Each process also has a directory under /proc:

ls /proc/$$        # $$ is the current shell's PID
# cmdline  cwd  environ  exe  fd  maps  status  ...
cat /proc/$$/status | head -3
# Name:   bash
# Umask:  0022
# State:  S (sleeping)

The /sys filesystem, added in the 2.6 kernel, exposes hardware devices and kernel subsystems in a more structured way. For example:

cat /sys/class/power_supply/BAT0/capacity
# 87

That is the laptop battery level, read directly from the kernel's ACPI driver.

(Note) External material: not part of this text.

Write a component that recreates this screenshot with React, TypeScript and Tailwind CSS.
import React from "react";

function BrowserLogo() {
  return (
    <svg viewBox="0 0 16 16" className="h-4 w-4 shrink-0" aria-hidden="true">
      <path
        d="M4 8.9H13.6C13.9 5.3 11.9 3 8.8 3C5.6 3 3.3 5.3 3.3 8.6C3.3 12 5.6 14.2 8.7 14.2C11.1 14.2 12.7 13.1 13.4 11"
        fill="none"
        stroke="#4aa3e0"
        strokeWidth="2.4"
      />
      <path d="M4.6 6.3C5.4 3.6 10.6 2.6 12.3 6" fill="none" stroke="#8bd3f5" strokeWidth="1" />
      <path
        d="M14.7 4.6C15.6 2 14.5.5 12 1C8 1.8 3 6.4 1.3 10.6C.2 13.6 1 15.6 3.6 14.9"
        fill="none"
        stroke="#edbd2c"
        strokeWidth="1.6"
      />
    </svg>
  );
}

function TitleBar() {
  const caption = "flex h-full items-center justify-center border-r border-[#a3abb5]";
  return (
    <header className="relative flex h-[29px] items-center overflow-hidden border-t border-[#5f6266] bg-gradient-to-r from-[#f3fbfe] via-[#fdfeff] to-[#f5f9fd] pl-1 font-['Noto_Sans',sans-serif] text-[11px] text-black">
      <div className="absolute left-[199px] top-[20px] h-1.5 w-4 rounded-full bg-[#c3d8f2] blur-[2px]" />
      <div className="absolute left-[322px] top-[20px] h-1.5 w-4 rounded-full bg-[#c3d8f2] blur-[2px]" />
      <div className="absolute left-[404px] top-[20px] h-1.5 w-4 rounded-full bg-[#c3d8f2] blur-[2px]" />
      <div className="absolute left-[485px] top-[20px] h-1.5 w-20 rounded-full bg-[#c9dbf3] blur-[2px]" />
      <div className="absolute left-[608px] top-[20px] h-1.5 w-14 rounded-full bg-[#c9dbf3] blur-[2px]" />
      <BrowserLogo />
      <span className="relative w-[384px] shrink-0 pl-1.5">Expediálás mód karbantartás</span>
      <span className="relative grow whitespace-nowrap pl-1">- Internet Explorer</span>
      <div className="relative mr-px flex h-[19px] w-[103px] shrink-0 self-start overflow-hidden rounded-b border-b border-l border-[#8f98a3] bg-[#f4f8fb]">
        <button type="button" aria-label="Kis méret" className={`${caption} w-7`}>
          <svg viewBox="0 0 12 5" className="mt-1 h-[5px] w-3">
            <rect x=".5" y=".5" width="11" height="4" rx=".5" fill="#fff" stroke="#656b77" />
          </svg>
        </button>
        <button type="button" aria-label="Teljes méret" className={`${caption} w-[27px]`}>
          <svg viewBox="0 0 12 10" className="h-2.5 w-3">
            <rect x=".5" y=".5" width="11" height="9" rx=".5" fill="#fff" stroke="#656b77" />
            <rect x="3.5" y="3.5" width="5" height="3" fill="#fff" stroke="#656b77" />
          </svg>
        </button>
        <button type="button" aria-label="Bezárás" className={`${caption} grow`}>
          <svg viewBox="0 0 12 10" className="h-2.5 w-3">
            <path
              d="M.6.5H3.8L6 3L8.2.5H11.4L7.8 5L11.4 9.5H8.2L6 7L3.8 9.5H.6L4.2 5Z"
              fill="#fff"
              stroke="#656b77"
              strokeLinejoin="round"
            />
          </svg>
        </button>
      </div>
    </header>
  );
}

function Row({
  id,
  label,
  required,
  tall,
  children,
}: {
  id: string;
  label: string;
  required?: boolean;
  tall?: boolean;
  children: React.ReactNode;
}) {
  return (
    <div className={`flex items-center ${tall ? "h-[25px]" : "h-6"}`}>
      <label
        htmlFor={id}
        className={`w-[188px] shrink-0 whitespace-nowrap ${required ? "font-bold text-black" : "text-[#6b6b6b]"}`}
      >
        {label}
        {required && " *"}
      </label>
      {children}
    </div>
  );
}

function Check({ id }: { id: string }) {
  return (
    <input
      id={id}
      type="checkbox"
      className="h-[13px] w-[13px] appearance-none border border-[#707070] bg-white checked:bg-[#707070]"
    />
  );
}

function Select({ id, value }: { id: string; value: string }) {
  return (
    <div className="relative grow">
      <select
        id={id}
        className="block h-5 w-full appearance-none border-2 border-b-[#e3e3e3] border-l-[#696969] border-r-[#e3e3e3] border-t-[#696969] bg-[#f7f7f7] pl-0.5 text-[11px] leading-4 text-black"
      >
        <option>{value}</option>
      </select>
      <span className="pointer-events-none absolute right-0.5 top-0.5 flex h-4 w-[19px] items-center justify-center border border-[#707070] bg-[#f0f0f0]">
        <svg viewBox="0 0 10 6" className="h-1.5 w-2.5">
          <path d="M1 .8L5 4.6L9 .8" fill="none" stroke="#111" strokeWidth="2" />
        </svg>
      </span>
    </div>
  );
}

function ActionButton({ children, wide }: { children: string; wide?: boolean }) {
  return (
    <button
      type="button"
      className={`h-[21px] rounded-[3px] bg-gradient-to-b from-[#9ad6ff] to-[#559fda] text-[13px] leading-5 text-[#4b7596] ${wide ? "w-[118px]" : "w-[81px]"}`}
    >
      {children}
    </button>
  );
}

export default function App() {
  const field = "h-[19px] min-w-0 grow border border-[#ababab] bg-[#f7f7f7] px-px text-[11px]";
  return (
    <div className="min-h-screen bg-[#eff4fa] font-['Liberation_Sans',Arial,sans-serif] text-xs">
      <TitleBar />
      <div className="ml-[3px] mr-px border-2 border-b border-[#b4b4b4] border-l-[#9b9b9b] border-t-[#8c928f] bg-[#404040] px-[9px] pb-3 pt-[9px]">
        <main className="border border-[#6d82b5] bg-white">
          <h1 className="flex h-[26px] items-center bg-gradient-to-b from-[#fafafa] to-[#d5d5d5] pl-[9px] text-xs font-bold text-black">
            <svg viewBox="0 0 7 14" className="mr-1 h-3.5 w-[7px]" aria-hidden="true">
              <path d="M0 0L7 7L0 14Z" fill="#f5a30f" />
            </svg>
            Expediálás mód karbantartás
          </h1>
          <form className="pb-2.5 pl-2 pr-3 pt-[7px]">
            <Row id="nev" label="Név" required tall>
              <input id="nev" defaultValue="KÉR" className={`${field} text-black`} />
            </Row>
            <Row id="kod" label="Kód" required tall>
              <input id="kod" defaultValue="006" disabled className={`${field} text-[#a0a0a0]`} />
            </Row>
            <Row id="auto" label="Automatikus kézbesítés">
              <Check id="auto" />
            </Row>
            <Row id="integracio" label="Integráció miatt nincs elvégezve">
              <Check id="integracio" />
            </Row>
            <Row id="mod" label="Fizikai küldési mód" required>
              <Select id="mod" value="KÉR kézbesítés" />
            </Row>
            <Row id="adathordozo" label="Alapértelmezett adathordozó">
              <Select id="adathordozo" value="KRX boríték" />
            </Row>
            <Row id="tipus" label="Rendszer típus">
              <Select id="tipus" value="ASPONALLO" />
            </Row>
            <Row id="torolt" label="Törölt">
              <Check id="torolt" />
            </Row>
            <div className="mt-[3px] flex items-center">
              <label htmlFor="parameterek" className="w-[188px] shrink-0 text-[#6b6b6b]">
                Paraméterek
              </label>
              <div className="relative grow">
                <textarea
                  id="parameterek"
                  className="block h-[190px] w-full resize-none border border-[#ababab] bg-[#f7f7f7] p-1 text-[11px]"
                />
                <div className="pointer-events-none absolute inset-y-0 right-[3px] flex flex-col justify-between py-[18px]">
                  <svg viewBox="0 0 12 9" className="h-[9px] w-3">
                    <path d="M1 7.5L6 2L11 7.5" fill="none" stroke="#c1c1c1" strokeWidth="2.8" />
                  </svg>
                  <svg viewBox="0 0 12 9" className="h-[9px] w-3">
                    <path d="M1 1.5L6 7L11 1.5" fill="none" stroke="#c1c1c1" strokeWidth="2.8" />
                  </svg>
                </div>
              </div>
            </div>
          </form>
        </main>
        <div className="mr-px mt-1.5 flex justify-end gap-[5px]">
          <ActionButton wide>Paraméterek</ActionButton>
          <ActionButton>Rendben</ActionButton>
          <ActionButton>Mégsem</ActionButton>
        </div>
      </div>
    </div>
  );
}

Table 3.6: Important files under /proc

Path	What It Shows
/proc/cpuinfo	CPU model, cores, flags, cache size
/proc/meminfo	RAM, swap, buffers, cache
/proc/loadavg	1/5/15-minute load averages
/proc/uptime	Seconds since boot, idle time
/proc/version	Kernel version string
/proc/cmdline	Boot parameters passed by the bootloader
/proc/mounts	Currently mounted filesystems
/proc/PID/status	Per-process state, memory, UID
/proc/PID/maps	Memory map of a process
/proc/PID/fd/	Open file descriptors of a process

Drivers

A device driver is kernel code that knows how to talk to a specific piece of hardware. Linux ships with drivers for an enormous range of devices (network cards, USB controllers, graphics chips, printers, cameras), and one of the reasons the ecosystem works is that most drivers live inside the kernel tree, maintained alongside the rest of the code. When a core kernel API changes, the kernel developers can update all the drivers in one commit. Out-of-tree drivers (the notorious example is NVIDIA's proprietary graphics driver) have to chase each new kernel release, which is why they are a perennial source of frustration.

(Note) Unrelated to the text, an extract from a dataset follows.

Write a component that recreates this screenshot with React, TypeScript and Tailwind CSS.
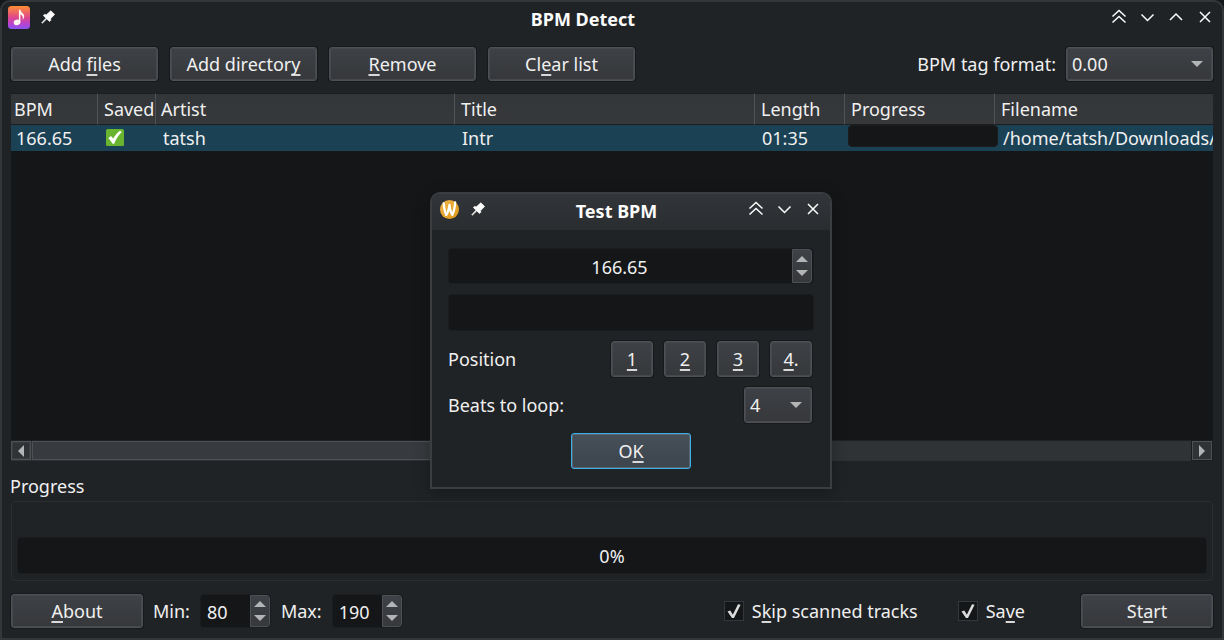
import type { ReactNode } from "react";

const raised =
  "rounded-[3px] border border-[#4d5054] bg-linear-to-b from-[#3e4146] to-[#36383b] shadow-[0_0_0_1px_#17191b,inset_0_0_0_1px_#45484c]";
const sunken = "rounded-[4px] border border-[#1a1c1e] bg-[#141618]";

function Key({ children }: { children: ReactNode }) {
  return (
    <span className="underline decoration-[#d8d8d8] decoration-2 underline-offset-[3px] [text-decoration-skip-ink:none]">
      {children}
    </span>
  );
}

function Button({ className, children }: { className: string; children: ReactNode }) {
  return (
    <button type="button" className={`${raised} flex items-center justify-center pb-px ${className}`}>
      <span className="whitespace-pre">{children}</span>
    </button>
  );
}

function Triangle({ dir }: { dir: "up" | "down" | "left" | "right" }) {
  const shapes = {
    up: "M0 6 6 0l6 6z",
    down: "M0 0h12L6 6z",
    left: "M6 0v12L0 6z",
    right: "M0 0v12l6-6z",
  };
  const flat = dir === "up" || dir === "down";
  return (
    <svg width={flat ? 12 : 6} height={flat ? 6 : 12} className="block" aria-hidden="true">
      <path d={shapes[dir]} fill="#b2b4b6" />
    </svg>
  );
}

function Combo({ id, label, value, className }: { id: string; label?: string; value: string; className: string }) {
  return (
    <div className={`relative ${className}`}>
      <select
        id={id}
        aria-label={label}
        defaultValue={value}
        className={`${raised} block h-full w-full appearance-none pb-px pl-[5px] outline-none`}
      >
        <option>{value}</option>
      </select>
      <span className="pointer-events-none absolute inset-y-0 right-2.5 flex items-center">
        <Triangle dir="down" />
      </span>
    </div>
  );
}

function Spin({
  id,
  label,
  value,
  className,
  inputClass,
}: {
  id: string;
  label?: string;
  value: string;
  className: string;
  inputClass: string;
}) {
  return (
    <div className={`${sunken} flex overflow-hidden ${className}`}>
      <input
        id={id}
        aria-label={label}
        type="number"
        step="any"
        defaultValue={value}
        className={`min-w-0 flex-1 appearance-none bg-transparent pt-px outline-none [-moz-appearance:textfield] [&::-webkit-inner-spin-button]:appearance-none [&::-webkit-outer-spin-button]:appearance-none ${inputClass}`}
      />
      <div className="flex w-5 flex-col items-center justify-center gap-2 rounded-r-[3px] border border-[#4d5054] bg-linear-to-b from-[#3e4146] to-[#36383b]">
        <button type="button" aria-label="Increase">
          <Triangle dir="up" />
        </button>
        <button type="button" aria-label="Decrease">
          <Triangle dir="down" />
        </button>
      </div>
    </div>
  );
}

function Check({ id, children }: { id: string; children: ReactNode }) {
  return (
    <div className="flex items-center gap-2">
      <span className="relative block size-5">
        <input
          id={id}
          type="checkbox"
          defaultChecked
          className="peer block size-5 appearance-none border border-[#33383c] bg-[#141618]"
        />
        <svg
          viewBox="0 0 20 20"
          className="pointer-events-none absolute inset-0 hidden size-5 peer-checked:block"
          aria-hidden="true"
        >
          <path d="M3.500 10.500l2.800-1 2.500 4.200L14 3.200l2.600.6L10 17H8z" fill="#dcdddd" />
        </svg>
      </span>
      <label htmlFor={id} className="whitespace-pre">
        {children}
      </label>
    </div>
  );
}

const glyphs = {
  shade: "M5.500 10.500 12 4.500l6.500 6M5.500 16.500l6.500-6 6.500 6",
  minimize: "M5.500 8.500 11.500 14.500 17.500 8.500",
  maximize: "M5 14 11 8 17 14",
  close: "M6 6 16 16M16 6 6 16",
};

function TitleBar({
  icon,
  title,
  controls,
  className,
}: {
  icon: ReactNode;
  title: string;
  controls: (keyof typeof glyphs)[];
  className: string;
}) {
  return (
    <header className={`flex px-1.5 ${className}`}>
      <div className="flex gap-[7px]">
        {icon}
        <button type="button" aria-label="Pin window" className="size-[22px]">
          <svg viewBox="0 0 22 22" className="size-[22px]">
            <path
              d="M13.800 4.800 17.600 8.400 13.600 12.700 13.800 14.300 12.600 15.500 9.700 12.900 5.300 17.200 4.800 16.700 9 12.200 6.300 9.500 7.500 8.400 9.400 8.800z"
              fill="#fcfcfc"
              stroke="#fcfcfc"
              strokeWidth=".7"
            />
          </svg>
        </button>
      </div>
      <h1 className="flex-1 pt-0.5 text-center leading-[22px] font-bold text-[#fcfcfc]">{title}</h1>
      <div className="flex gap-[7px]">
        {controls.map((name) => (
          <button key={name} type="button" aria-label={name} className="size-[22px]">
            <svg viewBox="0 0 22 22" className="size-[22px]">
              <path d={glyphs[name]} fill="none" stroke="#fcfcfc" strokeWidth="1.500" />
            </svg>
          </button>
        ))}
      </div>
    </header>
  );
}

function MusicIcon() {
  return (
    <svg viewBox="0 0 22 23" className="h-[23px] w-[22px]" aria-hidden="true">
      <defs>
        <linearGradient id="music" x1="0" y1="0" x2="0" y2="1">
          <stop offset="0" stopColor="#ff8f33" />
          <stop offset=".5" stopColor="#e0468c" />
          <stop offset=".8" stopColor="#b444d4" />
          <stop offset="1" stopColor="#8455f0" />
        </linearGradient>
      </defs>
      <rect width="22" height="23" rx="3.500" fill="url(#music)" />
      <ellipse cx="9" cy="16.400" rx="3.300" ry="2.700" transform="rotate(-18 9 16.400)" fill="#fff6f0" />
      <path
        d="M10.900 3.700h1.500c.3 2.600 4 3.500 3.800 6.900-.1 1.500-.9 2.600-1.600 3.200.6-2.600.1-4.400-2.200-5.300v8h-1.500z"
        fill="#fff6f0"
      />
    </svg>
  );
}

function WaylandIcon() {
  return (
    <svg viewBox="0 0 22 22" className="size-[22px]" aria-hidden="true">
      <defs>
        <linearGradient id="wayland" x1="0" y1="0" x2="1" y2="1">
          <stop offset="0" stopColor="#f3b44f" />
          <stop offset="1" stopColor="#dc9914" />
        </linearGradient>
      </defs>
      <circle cx="11.500" cy="11.500" r="9.500" fill="url(#wayland)" />
      <path
        d="M5.700 5.500c.4 4.200 1.300 9 2.600 11.400 1.500-2.200 2.600-5.800 3.200-10 .4 4.200 1.400 7.800 2.800 10 1.500-2.800 2.500-7.200 2.800-12.400"
        fill="none"
        stroke="#fff"
        strokeWidth="2.300"
        strokeLinejoin="round"
        strokeLinecap="round"
      />
    </svg>
  );
}

function SavedMark() {
  return (
    <svg viewBox="0 0 18 18" className="block size-[18px]" role="img" aria-label="Saved">
      <rect width="18" height="17" rx="1.500" fill="#6ab52f" />
      <path
        d="M2.300 9.200 4.900 7 7.200 9.600C9 6.200 11.300 3.700 14 1.700l1.800 1.400C12.600 6.200 10 10 8.200 14.700H6.500C5.300 12.500 4 10.800 2.300 9.200z"
        fill="#fff"
      />
    </svg>
  );
}

const columns = [
  { name: "BPM", width: "w-[87px]", pad: "pl-[3px]" },
  { name: "Saved", width: "w-[58px]", pad: "pl-1.5" },
  { name: "Artist", width: "w-[299px]", pad: "pl-[5px]" },
  { name: "Title", width: "w-[300px]", pad: "pl-1.5" },
  { name: "Length", width: "w-[90px]", pad: "pl-1.5" },
  { name: "Progress", width: "w-[150px]", pad: "pl-1.5" },
  { name: "Filename", width: "", pad: "pl-1.5" },
];

function TrackList() {
  return (
    <section className="mx-[9px] mt-3 flex min-h-[366px] flex-1 flex-col border-b border-[#2f3235] bg-[#141618]">
      <div className="flex-1 overflow-hidden">
        <table className="w-full table-fixed border-separate border-spacing-0">
          <thead>
            <tr className="h-8 bg-linear-to-b from-[#333639] to-[#36383a]">
              {columns.map((c, i) => (
                <th
                  key={c.name}
                  scope="col"
                  className={`border-y border-y-[#1a1c1e] p-0 text-left leading-7 font-normal whitespace-nowrap ${c.width} ${c.pad} ${
                    i < columns.length - 1 ? "border-r border-r-[#505356]" : ""
                  }`}
                >
                  {c.name}
                </th>
              ))}
            </tr>
          </thead>
          <tbody>
            <tr className="h-[26px] bg-[#1b4155] [&>td]:p-0 [&>td]:leading-[26px]">
              <td><div className="pl-[5px]">166.65</div></td>
              <td><div className="pl-2"><SavedMark /></div></td>
              <td><div className="pl-[7px]">tatsh</div></td>
              <td><div className="pl-[7px]">Intr</div></td>
              <td><div className="pl-[7px]">01:35</div></td>
              <td>
                <div
                  role="progressbar"
                  aria-label="Track progress"
                  aria-valuenow={0}
                  className={`${sunken} -mr-[3px] mb-1 ml-[3px] h-[22px]`}
                />
              </td>
              <td><div className="overflow-hidden pl-2 whitespace-nowrap">/home/tatsh/Downloads/</div></td>
            </tr>
          </tbody>
        </table>
      </div>
      <div className="flex h-5 items-stretch border-t border-[#1f2224] bg-[#303336] pr-px">
        <button
          type="button"
          aria-label="Scroll left"
          className="flex w-5 items-center justify-center border border-[#4d5054] bg-[#303336] shadow-[inset_0_0_0_1px_#3a3d40]"
        >
          <Triangle dir="left" />
        </button>
        <div className="ml-px w-3/5 border border-[#4d5054] bg-[#373a3e]" />
        <button
          type="button"
          aria-label="Scroll right"
          className="ml-auto flex w-5 items-center justify-center border border-[#4d5054] bg-[#303336] shadow-[0_0_0_1px_#1a1c1e]"
        >
          <Triangle dir="right" />
        </button>
      </div>
    </section>
  );
}

function TestDialog() {
  return (
    <div
      role="dialog"
      aria-label="Test BPM"
      className="absolute top-[190px] left-[428px] w-[402px] overflow-hidden rounded-t-[10px] border-2 border-[#3b3e41] bg-[#202326] shadow-[0_4px_16px_rgba(0,0,0,0.3)]"
    >
      <TitleBar
        icon={<WaylandIcon />}
        title="Test BPM"
        controls={["shade", "minimize", "close"]}
        className="h-9 bg-linear-to-b from-[#323539] to-[#2a2d30] pt-1"
      />
      <div className="flex flex-col gap-2.5 px-4 py-[18px]">
        <Spin id="test-bpm" label="BPM" value="166.65" className="h-9 pr-px" inputClass="pr-0.5 text-center" />
        <div role="progressbar" aria-label="Playback" aria-valuenow={0} className={`${sunken} h-[37px]`} />
        <div className="flex items-center justify-between pr-0.5">
          <span>Position</span>
          <div className="flex gap-[11px]">
            <Button className="h-9 w-[42px]"><Key>1</Key></Button>
            <Button className="h-9 w-[42px]"><Key>2</Key></Button>
            <Button className="h-9 w-[42px]"><Key>3</Key></Button>
            <Button className="h-9 w-[42px]"><Key>4</Key>.</Button>
          </div>
        </div>
        <div className="flex items-center justify-between pr-0.5">
          <label htmlFor="beats">Beats to loop:</label>
          <Combo id="beats" value="4" className="h-9 w-[68px]" />
        </div>
        <button
          type="button"
          className="h-9 w-[120px] self-center rounded-[3px] border border-[#3daee9] bg-linear-to-b from-[#475058] to-[#3c454e] pb-px shadow-[inset_0_0_0_1px_#5b656d]"
        >
          O<Key>K</Key>
        </button>
      </div>
    </div>
  );
}

export default function App() {
  return (
    <div className="bg-[#141618] font-['Noto_Sans',sans-serif] text-[18px] leading-6 text-[#f0f0f0]">
      <main className="relative flex min-h-screen flex-col rounded-t-[10px] border-2 border-[#34373a] bg-[#202326]">
        <TitleBar
          icon={<MusicIcon />}
          title="BPM Detect"
          controls={["shade", "minimize", "maximize", "close"]}
          className="h-9 pt-1"
        />
        <div className="mx-[9px] mt-[9px] flex items-center gap-3">
          <Button className="h-[34px] w-[147px]">Add <Key>f</Key>iles</Button>
          <Button className="h-[34px] w-[147px]">Add director<Key>y</Key></Button>
          <Button className="h-[34px] w-[147px]"><Key>R</Key>emove</Button>
          <Button className="h-[34px] w-[147px]">Cl<Key>e</Key>ar list</Button>
          <div className="ml-auto flex items-center gap-2.5">
            <label htmlFor="format">BPM tag format:</label>
            <Combo id="format" value="0.00" className="h-[34px] w-[147px]" />
          </div>
        </div>
        <TrackList />
        <h2 className="mx-2 mt-3 leading-[26px]">Progress</h2>
        <div className="mx-[9px] mt-0.5 rounded-[4px] border border-[#2b2e31] px-[5px] pt-[35px] pb-1.5">
          <div
            role="progressbar"
            aria-label="Total progress"
            aria-valuenow={0}
            className={`${sunken} flex h-[37px] items-center justify-center`}
          >
            0%
          </div>
        </div>
        <footer className="mx-[9px] mt-[13px] mb-2.5 flex items-center">
          <Button className="h-[34px] w-[132px]"><Key>A</Key>bout</Button>
          <label htmlFor="min" className="mx-2.5">Min:</label>
          <Spin id="min" value="80" className="h-[34px] w-[71px]" inputClass="pl-1.5" />
          <label htmlFor="max" className="mx-2.5">Max:</label>
          <Spin id="max" value="190" className="h-[34px] w-[71px]" inputClass="pl-1.5" />
          <div className="ml-auto flex items-center gap-10">
            <Check id="skip">S<Key>k</Key>ip scanned tracks</Check>
            <Check id="save">Sa<Key>v</Key>e</Check>
          </div>
          <Button className="ml-14 h-[34px] w-[132px]">St<Key>a</Key>rt</Button>
        </footer>
        <TestDialog />
      </main>
    </div>
  );
}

Why Understanding the Kernel Matters

You can use Linux for years without thinking about the kernel. But when something goes wrong (a device doesn't work, a file operation hangs, a process mysteriously gets killed) the kernel is almost always where the answer lives. Knowing that dmesg exists, that /proc/meminfo will tell you why a process was killed by the OOM killer, that you can strace a hung program to see which syscall it is stuck in: these are the skills that turn a Linux user into a Linux engineer. In later chapters we will use these tools constantly.